**GOAL**.
Return, without pictures, the lines from the start of the data through the one that contains "import React from 'react';".

** Start of DATA EXCERPT **

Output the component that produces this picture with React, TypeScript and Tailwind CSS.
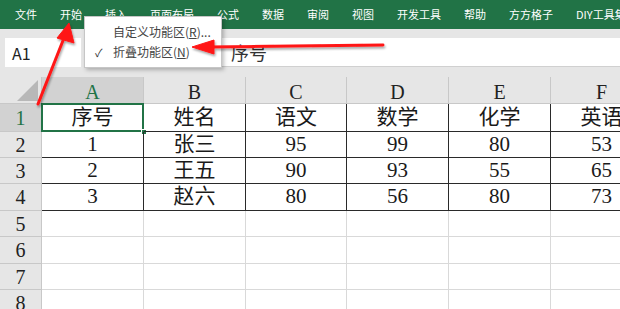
import React from 'react';

const tabs = ['文件', '开始', '插入', '页面布局', '公式', '数据', '审阅', '视图', '开发工具', '帮助', '方方格子', 'DIY工具集'];
const cols = ['A', 'B', 'C', 'D', 'E', 'F'];
const data = [
  ['序号', '姓名', '语文', '数学', '化学', '英语'],
  ['1', '张三', '95', '99', '80', '53'],
  ['2', '王五', '90', '93', '55', '65'],
  ['3', '赵六', '80', '56', '80', '73'],
];
const rowHeights = ['h-[28px]', 'h-[26px]', 'h-[26px]', 'h-[27px]', 'h-[26px]', 'h-[27px]', 'h-[26px]', 'h-[26px]'];

const sans = { fontFamily: '"Noto Sans CJK SC", "Noto Sans", sans-serif' };

export default function App() {
  return (
    <div className="relative w-[620px] h-[309px] overflow-hidden bg-white">
      {/* Ribbon tabs */}
      <div
        className="flex h-[29px] items-center gap-[23px] whitespace-nowrap bg-[#217346] pl-[15px] text-[11px] text-white"
        style={sans}
      >
        {tabs.map((t) => (
          <span key={t}>{t}</span>
        ))}
      </div>

      {/* Name box + formula bar */}
      <div className="flex h-[48px] items-start bg-[#e6e6e6] pt-[9px]">
        <div className="ml-[5px] flex h-[29px] w-[76px] items-center bg-white pl-[7px] text-[16px] text-[#222]" style={sans}>
          A1
        </div>
        <div className="flex h-[29px] w-[39px] items-center pl-[4px] text-[8px] text-[#666]">▾</div>
        <div className="flex h-[29px] flex-1 items-center border-b border-[#d0d0d0] bg-white pl-[111px] text-[18px] text-[#333]" style={sans}>
          序号
        </div>
      </div>

      {/* Sheet */}
      <div
        className="grid grid-cols-[42px_102px_102px_101px_102px_102px_102px]"
        style={{ fontFamily: '"Liberation Serif", "Noto Sans CJK SC", serif' }}
      >
        {/* corner */}
        <div className="relative h-[27px] border-r border-b border-[#c8c8c8] bg-[#e6e6e6]">
          <svg className="absolute right-[3px] bottom-[2px]" width="21" height="21" viewBox="0 0 21 21">
            <polygon points="21,0 21,21 0,21" fill="#b8b8b8" />
          </svg>
        </div>
        {cols.map((c, i) => (
          <div
            key={c}
            className={`flex h-[27px] items-end justify-center border-r border-b pb-[1px] text-[20px] leading-none ${
              i === 0
                ? 'border-b-[#217346] border-r-[#c8c8c8] bg-[#d2d2d2] text-[#217346]'
                : 'border-[#c8c8c8] bg-[#e6e6e6] text-[#222]'
            }`}
          >
            {c}
          </div>
        ))}

        {rowHeights.map((h, r) => (
          <React.Fragment key={r}>
            <div
              className={`flex ${h} items-center justify-center border-r border-b border-[#c8c8c8] text-[20px] ${
                r === 0 ? 'border-r-[#217346] bg-[#d2d2d2] text-[#217346]' : 'bg-[#e6e6e6] text-[#222]'
              }`}
            >
              {r + 1}
            </div>
            {cols.map((c, ci) => {
              const val = data[r]?.[ci];
              const inTable = r < 4;
              return (
                <div
                  key={c}
                  className={`relative flex ${h} items-center justify-center whitespace-nowrap border-r border-b text-[21px] text-[#1a1a1a] ${
                    inTable ? 'border-[#2a2a2a]' : 'border-[#d9d9d9]'
                  }`}
                >
                  {val}
                  {r === 0 && ci === 0 && (
                    <>
                      <div className="absolute -top-px -left-px -right-px -bottom-px border-2 border-[#217346]" />
                      <div className="absolute -right-[4px] -bottom-[4px] h-[6px] w-[6px] border border-white bg-[#217346]" />
                    </>
                  )}
                </div>
              );
            })}
          </React.Fragment>
        ))}
      </div>

      {/* Context menu */}
      <div
        className="absolute left-[84px] top-[16px] w-[138px] border border-[#c6c6c6] bg-white py-[5px] text-[12px] text-[#444] shadow-[2px_2px_4px_rgba(0,0,0,0.25)]"
        style={sans}
      >
        <div className="flex h-[20px] items-center pl-[28px]">
          自定义功能区(<span className="underline">R</span>)...
        </div>
        <div className="relative flex h-[20px] items-center pl-[28px]">
          <span className="absolute left-[10px] text-[11px] text-[#333]">✓</span>
          折叠功能区(<span className="underline">N</span>)
        </div>
      </div>

      {/* Red annotation arrows */}
      <svg className="pointer-events-none absolute inset-0" width="620" height="309" viewBox="0 0 620 309">
        <defs>
          <filter id="sh" x="-20%" y="-20%" width="140%" height="140%">
            <feDropShadow dx="1" dy="2" stdDeviation="1.2" floodColor="#000" floodOpacity="0.35" />
          </filter>
        </defs>
        <g filter="url(#sh)" fill="#ff1515" stroke="#ff1515">
          <line x1="38" y1="104" x2="64" y2="38" strokeWidth="3" strokeLinecap="round" />
          <polygon points="69,23 74,43 57,38" strokeWidth="1" strokeLinejoin="round" />
          <line x1="383" y1="45" x2="208" y2="47" strokeWidth="3" strokeLinecap="round" />
          <polygon points="192,47 214,40 214,54" strokeWidth="1" strokeLinejoin="round" />
        </g>
      </svg>
    </div>
  );
}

** End of DATA EXCERPT **

**OUTPUT FOR THIS TASK**.
Output the component that produces this picture with React, TypeScript and Tailwind CSS.
import React from 'react';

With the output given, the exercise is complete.